Three “field trips” and a new taste sensation
(Note: Click any photo for more information and more photos.) I’ve been walking around the area where I now live — yes, I finally moved into my apartment on Monday, Nov. 7! These boys had just gotten out of school and were waiting of one of the minivans that people hop on and off as one of the main means of transportation in the city. I was across the street when they came trooping along and sat down. They are wearing identical school uniforms. The area where I live is called Dago (DAH-go), and there’s a lot going on here.
This fancy-looking sheep may be dead now, but for a good cause. I went walking around on the day before Eid al-Adha, the day of sacrifice for Muslims, because all over the city, sheep and goats and even some cows were for sale. On any little patch of dirt beside busy city streets, makeshift pens and stalls had been built for the livestock that was for sale. On the morning of the holiday, they were sacrificed (I did not go out to watch that); the meat is shared with the poor. It’s a holiday something like American Thanksgiving — a day to hang out with your extended family and eat lots of great food, especially meat. It’s also a day to ask for forgiveness from anyone you have wronged.
This yummy snack is called sekotang, and I was introduced to it by my colleagues when we accompanied about 70 second-year journalism students on a field trip to Jakarta to visit a TV station and watch their live news broadcast (see my Facebook album for those photos). The students were in two huge tour buses, and four of us faculty members were in my car, driving on the big, modern toll road. So we all stopped at a very fancy rest area (there was even a Starbucks there), and even though I had eaten breakfast not that long before, I was under severe peer pressure to eat again. I was very glad as soon as I tried this sekotang, a ginger-infused drink or clear soup full of nice crunchy things!
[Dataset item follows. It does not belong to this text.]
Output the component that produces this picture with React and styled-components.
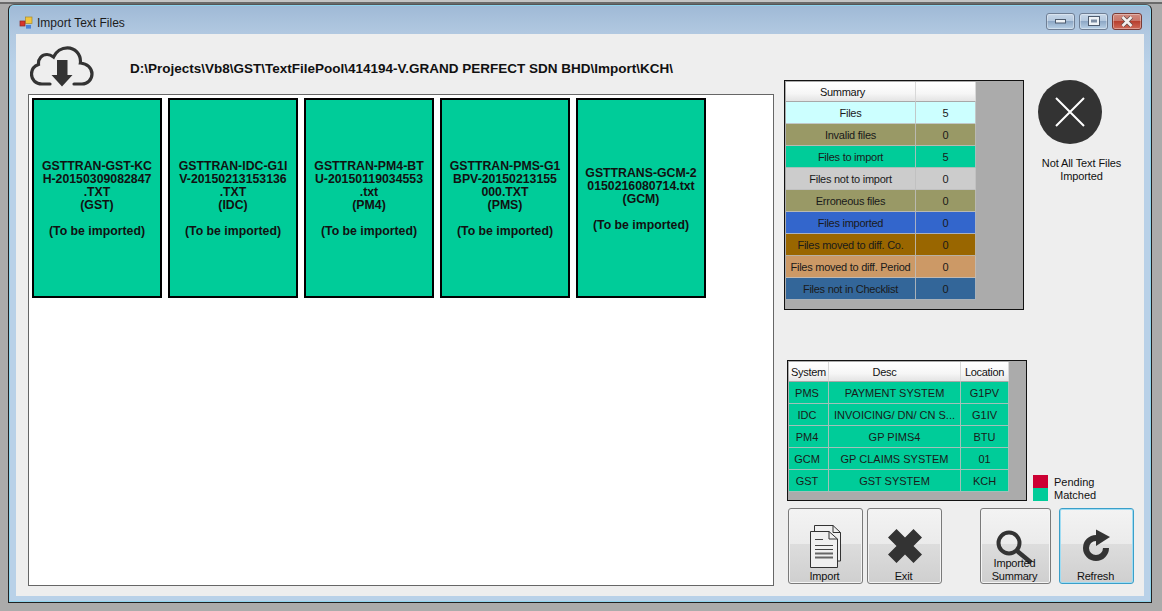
import React from "react";
import styled, { createGlobalStyle } from "styled-components";

const Global = createGlobalStyle`
  html, body { margin: 0; padding: 0; background: #ababab; }
  body { font-family: "Liberation Sans", Arial, sans-serif; color: #111; }
  * { box-sizing: border-box; }
`;

const Page = styled.div`
  width: 1162px;
  height: 611px;
  overflow: hidden;
  padding: 4px 10px 8px 8px;
  background-image: linear-gradient(#c4c4c4 0 2px, #6a6a6a 2px 4px, #ababab 4px);
`;

const Win = styled.div`
  height: 599px;
  display: flex;
  flex-direction: column;
  border: 1px solid #222;
  border-top-color: #555;
  border-radius: 6px 6px 0 0;
  box-shadow: inset 0 0 0 1px #8fd4ee;
  background: linear-gradient(#9fb9d6 0, #b2c9e1 30px, #b9d1e8 60px);
  padding: 0 7px 6px 7px;
`;

const TitleBar = styled.div`
  height: 29px;
  flex: none;
  display: flex;
  align-items: center;
  padding: 6px 0 0 3px;
  gap: 4px;
`;

const TitleText = styled.span`
  font-size: 12px;
  color: #1c1c1c;
  flex: 1;
`;

const WinButtons = styled.div`
  display: flex;
  gap: 4px;
  margin: -3px 2px 0 0;
`;

const WinButton = styled.div`
  width: ${(p) => (p.$close ? 30 : 29)}px;
  height: 17px;
  display: flex;
  align-items: center;
  justify-content: center;
  border: 1px solid ${(p) => (p.$close ? "#7a3a34" : "#6f7f95")};
  border-radius: 3px;
  background: ${(p) =>
    p.$close
      ? "linear-gradient(#d08a7e 0, #c9766a 45%, #b8402f 50%, #cf6a58 100%)"
      : "linear-gradient(#c7d7e8 0, #b4c8de 45%, #8ea8c6 50%, #b8d0e6 100%)"};
  box-shadow: inset 0 0 0 1px rgba(255, 255, 255, 0.35);
`;

const Client = styled.div`
  flex: 1;
  display: flex;
  background: #eeeeee;
  min-height: 0;
`;

const LeftCol = styled.div`
  width: 758px;
  padding: 0 0 10px 12px;
  display: flex;
  flex-direction: column;
  flex: none;
`;

const HeaderRow = styled.div`
  height: 60px;
  flex: none;
  display: flex;
  align-items: flex-start;
`;

const CloudWrap = styled.div`
  margin: 12px 0 0 2px;
  width: 64px;
  height: 42px;
  flex: none;
`;

const PathText = styled.div`
  margin: 27px 0 0 36px;
  font-size: 13.5px;
  font-weight: 700;
  line-height: 15px;
  white-space: nowrap;
`;

const FileList = styled.div`
  flex: 1;
  border: 1px solid #666;
  background: #fff;
  padding: 3px;
  display: flex;
  align-items: flex-start;
  gap: 6px;
`;

const Card = styled.div`
  width: 130px;
  height: 200px;
  flex: none;
  background: #00cc99;
  border: 2px solid #000;
  padding-top: 2px;
  display: flex;
  align-items: center;
  justify-content: center;
  text-align: center;
  white-space: pre-line;
  font-size: 12.3px;
  font-weight: 700;
  line-height: 13px;
`;

const RightCol = styled.div`
  flex: 1;
  padding: 46px 0 0 10px;
  display: flex;
  flex-direction: column;
`;

const TopRow = styled.div`
  display: flex;
  align-items: flex-start;
  gap: 14px;
`;

const GridPanel = styled.div`
  width: 240px;
  height: ${(p) => p.$h}px;
  flex: none;
  background: #ababab;
  border: 1px solid #111;
  padding: 1px;
  display: flex;
  flex-direction: column;
`;

const GridRow = styled.div`
  display: grid;
  grid-template-columns: ${(p) => p.$cols};
  height: ${(p) => p.$h || 22}px;
  width: max-content;
  flex: none;
`;

const HeadCell = styled.div`
  display: flex;
  align-items: center;
  justify-content: center;
  padding-right: ${(p) => p.$pr || 0}px;
  font-size: 11px;
  letter-spacing: -0.3px;
  color: #111;
  background: linear-gradient(#ffffff 0, #f6f6f6 60%, #e4e4e4 100%);
  border-right: 1px solid #d8d8d8;
  border-bottom: 1px solid #a8a8a8;
  white-space: nowrap;
`;

const Cell = styled.div`
  display: flex;
  align-items: center;
  justify-content: center;
  padding-right: ${(p) => p.$pr || 0}px;
  font-size: 11px;
  letter-spacing: ${(p) => p.$ls || 0}px;
  color: #1a1a1a;
  background: ${(p) => p.$bg};
  border-right: 1px solid rgba(190, 190, 190, 0.85);
  border-bottom: 1px solid rgba(190, 190, 190, 0.85);
  white-space: nowrap;
  overflow: hidden;
`;

const Status = styled.div`
  width: 87px;
  flex: none;
  display: flex;
  flex-direction: column;
  align-items: flex-start;
`;

const Circle = styled.div`
  width: 64px;
  height: 64px;
  border-radius: 50%;
  background: #333333;
  display: flex;
  align-items: center;
  justify-content: center;
`;

const StatusText = styled.div`
  width: 87px;
  margin-top: 13px;
  text-align: center;
  font-size: 11px;
  letter-spacing: -0.1px;
  line-height: 13px;
  white-space: pre-line;
`;

const LowerRow = styled.div`
  margin: 50px 0 0 3px;
  display: flex;
  align-items: flex-end;
  gap: 6px;
`;

const Legend = styled.div`
  display: flex;
  flex-direction: column;
`;

const LegendItem = styled.div`
  height: 13px;
  display: flex;
  align-items: center;
  gap: 6px;
  font-size: 11px;
`;

const Swatch = styled.span`
  width: 15px;
  height: 13px;
  background: ${(p) => p.$c};
`;

const ButtonRow = styled.div`
  margin: 7px 0 0 4px;
  display: flex;
`;

const ToolButton = styled.div`
  position: relative;
  width: ${(p) => p.$w}px;
  height: 76px;
  margin-left: ${(p) => p.$ml || 0}px;
  flex: none;
  border: 1px solid ${(p) => (p.$focus ? "#3a9fc9" : "#7a7a7a")};
  border-radius: 3px;
  background: linear-gradient(#f3f3f3 0, #ebebeb 47%, #dddddd 47%, #cfcfcf 100%);
  box-shadow: inset 0 0 0 1px ${(p) => (p.$focus ? "#9fdcf3" : "#f4f4f4")};
  display: flex;
  justify-content: center;
  align-items: flex-start;
  padding-top: ${(p) => p.$pt}px;
`;

const ButtonLabel = styled.div`
  position: absolute;
  left: 0;
  right: 2px;
  bottom: 0;
  text-align: center;
  font-size: 11px;
  letter-spacing: -0.2px;
  line-height: 13px;
  white-space: pre-line;
`;

const AppIcon = () => (
  <svg width="14" height="14" viewBox="0 0 14 14">
    <rect x="6.5" y="1" width="6.5" height="6.5" fill="#f2c53d" stroke="#a58a2a" strokeWidth="0.7" />
    <rect x="1" y="5" width="5" height="5" fill="#d8342c" stroke="#8c2a26" strokeWidth="0.7" />
    <rect x="7" y="9" width="5" height="3.6" fill="#4a82d8" />
  </svg>
);

const MinGlyph = () => (
  <svg width="11" height="5" viewBox="0 0 11 5"><rect x=".5" y=".5" width="10" height="3.5" fill="#eef2f6" stroke="#4d5b6e" /></svg>
);
const MaxGlyph = () => (
  <svg width="12" height="10" viewBox="0 0 12 10"><rect x=".5" y=".5" width="11" height="9" fill="#eef2f6" stroke="#4d5b6e" /><rect x="3" y="3.5" width="6" height="3" fill="#7d8da3" /></svg>
);
const CloseGlyph = () => (
  <svg width="14" height="11" viewBox="0 0 14 11">
    <path d="M2.5 1 L11.5 10 M11.5 1 L2.5 10" stroke="#5a4a48" strokeWidth="4" />
    <path d="M2.5 1 L11.5 10 M11.5 1 L2.5 10" stroke="#f4f0ee" strokeWidth="2.6" />
  </svg>
);

const CloudIcon = () => (
  <svg width="64" height="42" viewBox="0 0 64 42">
    <path
      d="M20 38 H12 C5.5 38 1.5 33.5 1.5 28 C1.5 23.5 4.5 20 8.5 18.5 C8 12.5 12 8.5 17 8.5 C19.5 8.5 21.5 9.5 23.5 11 C26 5.5 31.5 1.8 37.5 1.8 C45 1.8 50.5 8 50.5 15.5 C50.5 16 50.5 16.5 50.4 17 C57 17.5 62 22 62 28 C62 33.5 57.5 38 52 38 H44"
      fill="none"
      stroke="#333"
      strokeWidth="3.2"
      strokeLinecap="round"
    />
    <path d="M27 14 H37.5 V29 H42.5 L32 40.5 L21.5 29 H27 Z" fill="#333" />
  </svg>
);

const CrossIcon = () => (
  <svg width="34" height="34" viewBox="0 0 34 34">
    <path d="M8.5 0 L17 8.5 L25.5 0 L34 8.5 L25.5 17 L34 25.5 L25.5 34 L17 25.5 L8.5 34 L0 25.5 L8.5 17 L0 8.5 Z" fill="#333" />
  </svg>
);

const ThinX = () => (
  <svg width="30" height="30" viewBox="0 0 30 30">
    <path d="M1 1 L29 29 M29 1 L1 29" stroke="#fff" strokeWidth="2" />
  </svg>
);

const DocsIcon = () => (
  <svg width="34" height="45" viewBox="0 0 34 45">
    <path d="M5.5 7 V1.5 H24 L31.5 8.5 V37 H28.5" fill="#f0f0f0" stroke="#333" strokeWidth="1" />
    <path d="M24 1.5 V8.5 H31.5" fill="none" stroke="#333" strokeWidth="1" />
    <path d="M1.5 7.5 H20 L28.5 15 V43.5 H1.5 Z" fill="#f0f0f0" stroke="#333" strokeWidth="1" />
    <path d="M20 7.5 V15 H28.5" fill="none" stroke="#333" strokeWidth="1" />
    <path d="M6 15.5 H14 M6 21.5 H24 M6 25.5 H24" stroke="#444" strokeWidth="1" fill="none" />
    <path d="M6 29.5 H24 M6 33.5 H24" stroke="#666" strokeWidth="2" fill="none" />
  </svg>
);

const SearchIcon = () => (
  <svg width="42" height="40" viewBox="0 0 42 40">
    <circle cx="14" cy="14" r="10.5" fill="none" stroke="#333" strokeWidth="4" />
    <path d="M21.5 21.5 L36 33.5" stroke="#333" strokeWidth="4.4" />
  </svg>
);

const RefreshIcon = () => (
  <svg width="28" height="34" viewBox="0 0 28 34">
    <path d="M13 9 A10 10 0 1 0 23 19" fill="none" stroke="#333" strokeWidth="6" />
    <path d="M13 0.5 L27 8 L13 17 Z" fill="#333" />
  </svg>
);

const files = [
  "GSTTRAN-GST-KC\nH-20150309082847\n.TXT\n(GST)\n\n(To be imported)",
  "GSTTRAN-IDC-G1I\nV-20150213153136\n.TXT\n(IDC)\n\n(To be imported)",
  "GSTTRAN-PM4-BT\nU-20150119034553\n.txt\n(PM4)\n\n(To be imported)",
  "GSTTRAN-PMS-G1\nBPV-20150213155\n000.TXT\n(PMS)\n\n(To be imported)",
  "GSTTRANS-GCM-2\n0150216080714.txt\n(GCM)\n\n(To be imported)",
];

const summary = [
  ["Files", "5", "#ccffff"],
  ["Invalid files", "0", "#999966"],
  ["Files to import", "5", "#00cc99"],
  ["Files not to import", "0", "#cccccc"],
  ["Erroneous files", "0", "#999966"],
  ["Files imported", "0", "#3366cc"],
  ["Files moved to diff. Co.", "0", "#996600"],
  ["Files moved to diff. Period", "0", "#cc9966"],
  ["Files not in Checklist", "0", "#336699"],
];

const systems = [
  ["PMS", "PAYMENT SYSTEM", "G1PV"],
  ["IDC", "INVOICING/ DN/ CN S...", "G1IV"],
  ["PM4", "GP PIMS4", "BTU"],
  ["GCM", "GP CLAIMS SYSTEM", "01"],
  ["GST", "GST SYSTEM", "KCH"],
];

const SUMMARY_COLS = "130px 60px";
const SYSTEM_COLS = "40px 132px 48px";

export default function App() {
  return (
    <Page>
      <Global />
      <Win>
        <TitleBar>
          <AppIcon />
          <TitleText>Import Text Files</TitleText>
          <WinButtons>
            <WinButton><MinGlyph /></WinButton>
            <WinButton><MaxGlyph /></WinButton>
            <WinButton $close><CloseGlyph /></WinButton>
          </WinButtons>
        </TitleBar>
        <Client>
          <LeftCol>
            <HeaderRow>
              <CloudWrap><CloudIcon /></CloudWrap>
              <PathText>D:\Projects\Vb8\GST\TextFilePool\414194-V.GRAND PERFECT SDN BHD\Import\KCH\</PathText>
            </HeaderRow>
            <FileList>
              {files.map((f) => (
                <Card key={f}>{f}</Card>
              ))}
            </FileList>
          </LeftCol>
          <RightCol>
            <TopRow>
              <GridPanel $h={230}>
                <GridRow $cols={SUMMARY_COLS} $h={20}>
                  <HeadCell $pr={16}>Summary</HeadCell>
                  <HeadCell />
                </GridRow>
                {summary.map(([label, n, bg]) => (
                  <GridRow key={label} $cols={SUMMARY_COLS}>
                    <Cell $bg={bg} $ls={-0.26}>{label}</Cell>
                    <Cell $bg={bg}>{n}</Cell>
                  </GridRow>
                ))}
              </GridPanel>
              <Status>
                <Circle><ThinX /></Circle>
                <StatusText>{"Not All Text Files\nImported"}</StatusText>
              </Status>
            </TopRow>
            <LowerRow>
              <GridPanel $h={141}>
                <GridRow $cols={SYSTEM_COLS} $h={20}>
                  <HeadCell>System</HeadCell>
                  <HeadCell $pr={20}>Desc</HeadCell>
                  <HeadCell>Location</HeadCell>
                </GridRow>
                {systems.map(([a, b, c]) => (
                  <GridRow key={a} $cols={SYSTEM_COLS}>
                    <Cell $bg="#00cc99" $pr={3}>{a}</Cell>
                    <Cell $bg="#00cc99">{b}</Cell>
                    <Cell $bg="#00cc99">{c}</Cell>
                  </GridRow>
                ))}
              </GridPanel>
              <Legend>
                <LegendItem><Swatch $c="#cc0033" />Pending</LegendItem>
                <LegendItem><Swatch $c="#00cc99" />Matched</LegendItem>
              </Legend>
            </LowerRow>
            <ButtonRow>
              <ToolButton $w={75} $pt={15}>
                <DocsIcon />
                <ButtonLabel>Import</ButtonLabel>
              </ToolButton>
              <ToolButton $w={75} $ml={4} $pt={20}>
                <CrossIcon />
                <ButtonLabel>Exit</ButtonLabel>
              </ToolButton>
              <ToolButton $w={71} $ml={38} $pt={20}>
                <SearchIcon />
                <ButtonLabel>{"Imported\nSummary"}</ButtonLabel>
              </ToolButton>
              <ToolButton $w={75} $ml={8} $pt={20} $focus>
                <RefreshIcon />
                <ButtonLabel>Refresh</ButtonLabel>
              </ToolButton>
            </ButtonRow>
          </RightCol>
        </Client>
      </Win>
    </Page>
  );
}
Above and below: Last Saturday, Jan (wife of fellow Fulbrighter Ronnie) and I took a photo field trip. We visited the large bird market here in Bandung and had a great time looking at all the exotic birds — and other animals too, such as the exotic Asian palm civet, a small mammal that helps produce the most expensive coffee in the world. (No, I have not tried it yet.) I didn’t like seeing some of the animals in cages, such as owls, hawks, and monkeys. Especially the monkeys. Their cages are too small, and they looked so sad! But the birds and the people who breed and train them were fascinating and fun to see.
The people are so proud of their birds, they love to show them off, and no one tried to push us into buying anything. One man did inform us that a songbird we were admiring had a price tag of more than $300. He was able to get it to sing on demand by calling to it. (I didn’t get a photo of that bird, because its cage was too high off the ground.)
Before going to the bird market, Jan and I visited a local coffee roaster, Aroma Coffee, also known as Koffie Fabriek Aroma (Aroma Coffee Factory), established here in Bandung in the 1930s. The owner took us behind the sales counter (where people were lined up to buy freshly ground coffee) and showed us his two big wood-fired roasters, as well as his storage room where the beans are aged for up to eight years. He gave us a wonderful private tour, answering all our questions in excellent English.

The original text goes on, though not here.